FINAL APPROVAL ORDER

AND NOW, this 17th day of November 2016, upon consideration of the unopposed motion for final approval of settlement agreement and for approval of attorneys' fees and costs filed by Plaintiff Jessica Rodriguez ("Plaintiff") pursuant to Federal Rule of Civil Procedure ("Rule") 23, [ECF 33], which seeks the approval of the settlement agreement ("Settlement Agreement") between Plaintiff, individually and as representative of the class of persons defined below ("Settlement Class"), and Defendant Infinite Care, Inc. ("Defendant"), and after the fairness hearing held on September 27, 2016, in accordance with Rule 23(e)(2), it is hereby ORDERED that the motion for final approval is GRANTED. Consistent with the accompanying Memorandum Opinion and based upon the evidence presented at the fairness hearing, and the review of the submissions of the parties, this Court makes following determinations:

1. This Court has jurisdiction over the subject matter of this lawsuit, Plaintiff, Settlement Class Members, and Defendants.

2. In accordance with the parties' stipulations and this Court's Preliminary Approval Orders, [ECF 29, 30], this matter satisfies the applicable prerequisites for class action treatment under Rule 23(a) and (b); that is: the Settlement Class, as defined in the Settlement Agreement, is so numerous that joinder of all members is not practicable; there are questions of law and fact common to the Class; the claims of the Representative Plaintiff are typical of the claims of the Settlement Class; and the Class Representative will fairly and adequately protect the interests of the Settlement Class. Questions of law and fact common to the members of the Settlement Class predominate over any questions affecting only individual members. These questions include whether Defendant violated the Worker Adjustment and Retraining Notification Act of 1988, 29 U.S.C. §§ 2101-2109 et seq., (the "WARN Act"), when it ordered, on February 27, 2015, the closing of a facility plant at 6423 Rising Sun Avenue, Philadelphia, Pennsylvania 19111 (the "Facility"), resulting in the termination of Plaintiff's employment and that of over 1,000 similarly situated employees who worked at or reported to the Facility. The treatment of this matter as a class action is superior to other available methods for the fair and efficient adjudication of this action.

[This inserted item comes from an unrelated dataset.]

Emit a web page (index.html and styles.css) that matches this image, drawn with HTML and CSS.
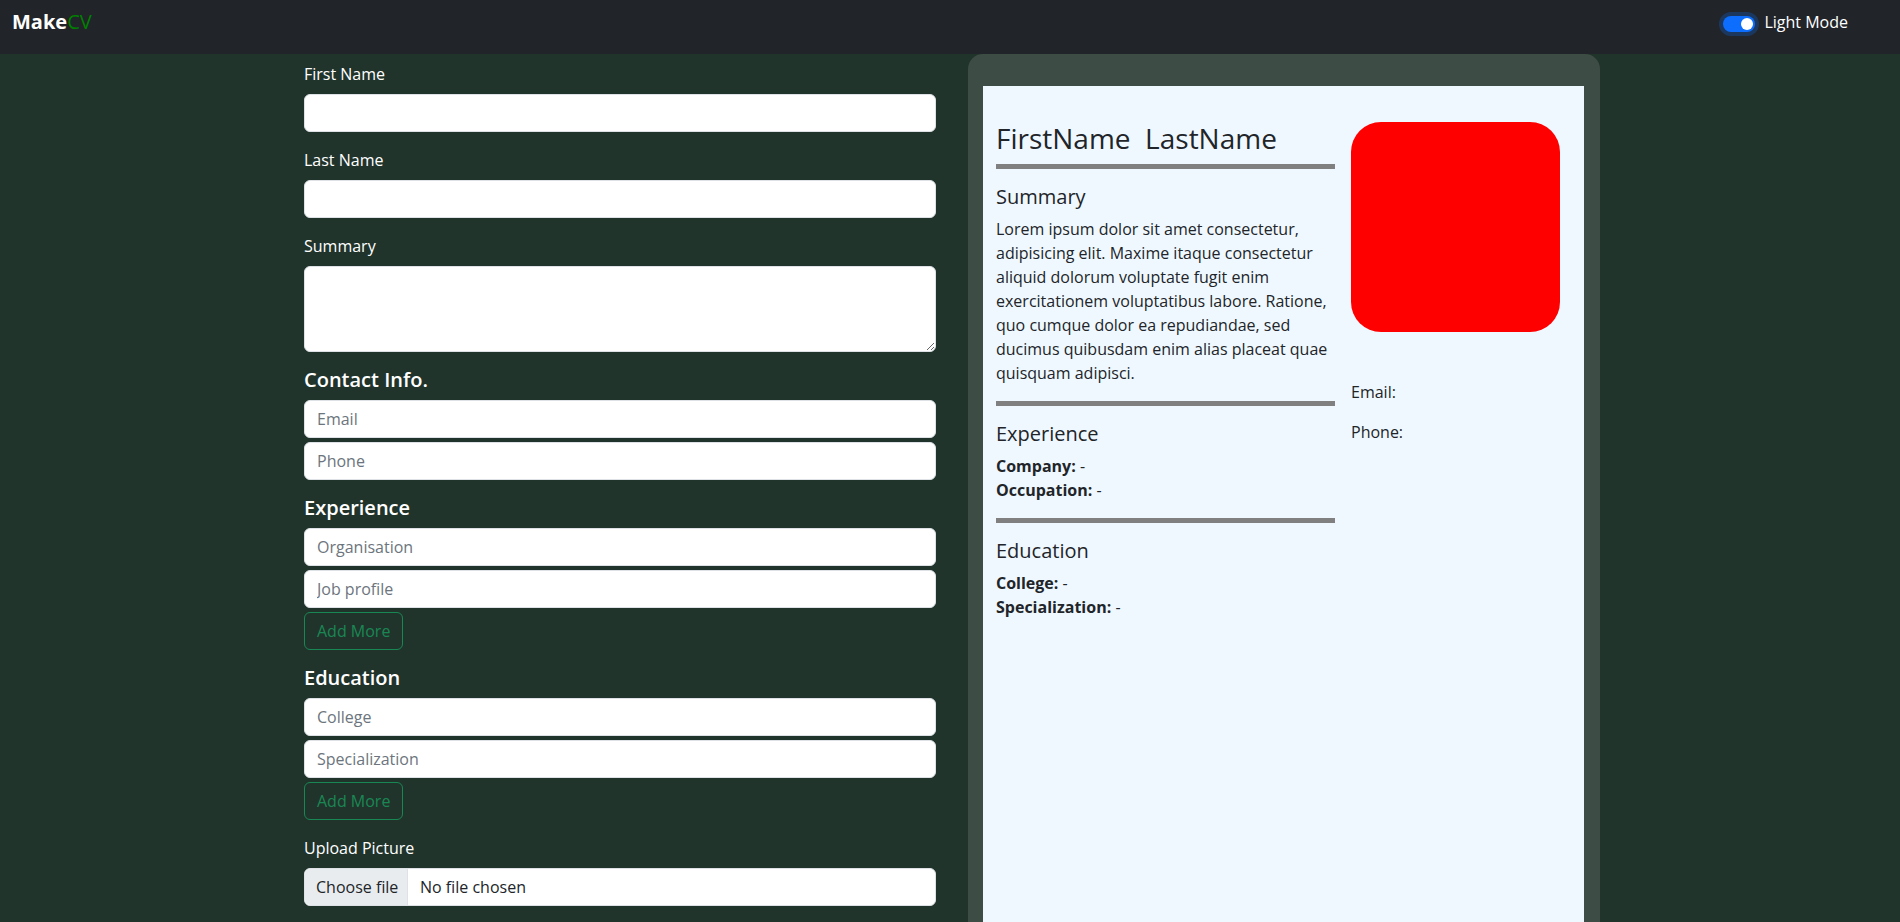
FILE: index.html
```html
<!DOCTYPE html>
<html lang="en">
<head>
<meta charset="utf-8">
<title>MakeCV</title>
<link rel="stylesheet" href="styles.css">
</head>
<body>
<nav class="navbar">
  <a class="brand" href="#"><span class="brand-make">Make</span><span class="brand-cv">CV</span></a>
  <div class="mode">
    <span class="switch"><span class="knob"></span></span>
    <span class="mode-label">Light Mode</span>
  </div>
</nav>
<main class="page">
  <form class="editor">
    <div class="field">
      <label class="lbl">First Name</label>
      <input class="ctl" type="text">
    </div>
    <div class="field">
      <label class="lbl">Last Name</label>
      <input class="ctl" type="text">
    </div>
    <div class="field">
      <label class="lbl">Summary</label>
      <textarea class="ctl area"></textarea>
    </div>
    <div class="section">
      <h5 class="sec-title">Contact Info.</h5>
      <input class="ctl stack" type="text" placeholder="Email">
      <input class="ctl" type="text" placeholder="Phone">
    </div>
    <div class="section">
      <h5 class="sec-title">Experience</h5>
      <input class="ctl stack" type="text" placeholder="Organisation">
      <input class="ctl stack" type="text" placeholder="Job profile">
      <button class="btn-add" type="button">Add More</button>
    </div>
    <div class="section">
      <h5 class="sec-title">Education</h5>
      <input class="ctl stack" type="text" placeholder="College">
      <input class="ctl stack" type="text" placeholder="Specialization">
      <button class="btn-add" type="button">Add More</button>
    </div>
    <div class="field">
      <label class="lbl">Upload Picture</label>
      <div class="file">
        <span class="file-btn">Choose file</span>
        <span class="file-name">No file chosen</span>
      </div>
    </div>
  </form>
  <section class="preview">
    <div class="paper">
      <div class="cv-main">
        <h2 class="cv-name">FirstName&nbsp; LastName</h2>
        <hr class="rule rule-top">
        <h5 class="cv-title">Summary</h5>
        <p class="cv-text">Lorem ipsum dolor sit amet consectetur, adipisicing elit. Maxime itaque consectetur aliquid dolorum voluptate fugit enim exercitationem voluptatibus labore. Ratione, quo cumque dolor ea repudiandae, sed ducimus quibusdam enim alias placeat quae quisquam adipisci.</p>
        <hr class="rule">
        <h5 class="cv-title">Experience</h5>
        <div class="cv-item"><b>Company:</b> -</div>
        <div class="cv-item"><b>Occupation:</b> -</div>
        <hr class="rule rule-gap">
        <h5 class="cv-title">Education</h5>
        <div class="cv-item"><b>College:</b> -</div>
        <div class="cv-item"><b>Specialization:</b> -</div>
      </div>
      <aside class="cv-side">
        <div class="photo"></div>
        <p class="cv-contact">Email:</p>
        <p class="cv-contact">Phone:</p>
      </aside>
    </div>
  </section>
</main>
</body>
</html>
```

FILE: styles.css
```css
* {
  box-sizing: border-box;
}

html,
body {
  margin: 0;
  height: 100%;
  overflow: hidden;
}

body {
  background: #21342c;
  font-family: "Open Sans", "Noto Sans", sans-serif;
  font-size: 16px;
  line-height: 1.5;
  color: #212529;
}

/* ---------- navbar ---------- */
.navbar {
  height: 54px;
  background: #212529;
  display: flex;
  align-items: flex-start;
  padding: 0 12px;
}

.brand {
  margin-top: 8px;
  font-size: 20px;
  line-height: 27px;
  color: #fff;
  text-decoration: none;
}

.brand-make {
  font-weight: 700;
}

.brand-cv {
  color: #008000;
}

.mode {
  margin-left: auto;
  margin-right: 40px;
  margin-top: 10px;
  display: flex;
  align-items: flex-start;
  gap: 9px;
  color: #fff;
  line-height: 24px;
}

.switch {
  width: 32px;
  height: 16px;
  margin-top: 6px;
  border-radius: 8px;
  background: #0d6efd;
  box-shadow: 0 0 0 4px rgba(13, 110, 253, 0.25);
  display: flex;
  justify-content: flex-end;
  align-items: center;
  padding: 2px;
}

.knob {
  width: 12px;
  height: 12px;
  border-radius: 50%;
  background: #fff;
}

/* ---------- layout ---------- */
.page {
  display: flex;
  justify-content: center;
  gap: 32px;
  padding-left: 4px;
  height: calc(100% - 54px);
}

.editor {
  width: 632px;
  padding-top: 8px;
}

/* ---------- form ---------- */
.field,
.section {
  margin-bottom: 16px;
}

.lbl {
  display: block;
  color: #fff;
  line-height: 24px;
  margin-bottom: 8px;
}

.sec-title {
  margin: 0 0 8px;
  color: #fff;
  font-size: 20px;
  font-weight: 600;
  line-height: 24px;
}

.ctl {
  display: block;
  width: 100%;
  height: 38px;
  padding: 6px 12px;
  font: inherit;
  line-height: 24px;
  color: #212529;
  background: #fff;
  border: 1px solid #dee2e6;
  border-radius: 6px;
  margin: 0;
}

.ctl::placeholder {
  color: #6c757d;
}

.area {
  height: 86px;
  resize: vertical;
}

.stack {
  margin-bottom: 4px;
}

.btn-add {
  display: block;
  height: 38px;
  padding: 6px 12px;
  font: inherit;
  line-height: 24px;
  color: #198754;
  background: transparent;
  border: 1px solid #198754;
  border-radius: 6px;
}

.file {
  display: flex;
  height: 38px;
  background: #fff;
  border: 1px solid #dee2e6;
  border-radius: 6px;
  overflow: hidden;
}

.file-btn {
  width: 103px;
  flex: none;
  padding: 6px 12px 6px 11px;
  line-height: 24px;
  background: #e9ecef;
  border-right: 1px solid #dee2e6;
  color: #212529;
  white-space: nowrap;
}

.file-name {
  padding: 6px 12px;
  line-height: 24px;
  color: #212529;
}

/* ---------- preview ---------- */
.preview {
  width: 632px;
  background: #3d4c45;
  border-radius: 15px 15px 0 0;
  padding: 32px 16px 0 15px;
  display: flex;
}

.paper {
  flex: 1;
  background: #f0f8ff;
  padding: 36px 24px 0 13px;
  display: grid;
  grid-template-columns: 339px 1fr;
  column-gap: 16px;
  align-content: start;
}

.cv-name {
  margin: 0 0 8px;
  font-size: 28px;
  font-weight: 500;
  line-height: 1.2;
  white-space: pre;
}

.rule {
  height: 5px;
  margin: 16px 0;
  border: 0;
  background: #808080;
}

.rule-top {
  margin-top: 0;
}

.rule-gap {
  margin-top: 16px;
}

.cv-title {
  margin: 0 0 8px;
  font-size: 20px;
  font-weight: 500;
  line-height: 24px;
}

.cv-text {
  margin: 0;
}

.cv-item {
  line-height: 24px;
}

.cv-item b {
  font-weight: 700;
}

.photo {
  width: 100%;
  height: 210px;
  background: #ff0000;
  border-radius: 30px;
  margin-bottom: 48px;
}

.cv-contact {
  margin: 0 0 16px;
}
```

3. Previously, this Court approved a form of notice for mailing to the Settlement Class and ordered its dissemination. According to the parties' submissions, the approved form of notice was sent to each of the 1,430 Settlement Class Members on April 22, 2016. As such, notice to the Settlement Class required by Rule 23(e)(1) has been sent and provided in accordance with the Court's Amended Preliminary Approval Order, in an adequate and sufficient manner, constituting the best notice practicable under the circumstances, and satisfying Rule 23(e) and due process.

4. Pursuant to the Class Action Fairness Act of 2005 ("CAFA"), 28 U.S.C. § 1715, Defendant timely filed notification of this settlement with the appropriate federal officials. This Court has reviewed such notification and accompanying materials, and finds that the Defendant's notification complies fully with the applicable requirements of CAFA.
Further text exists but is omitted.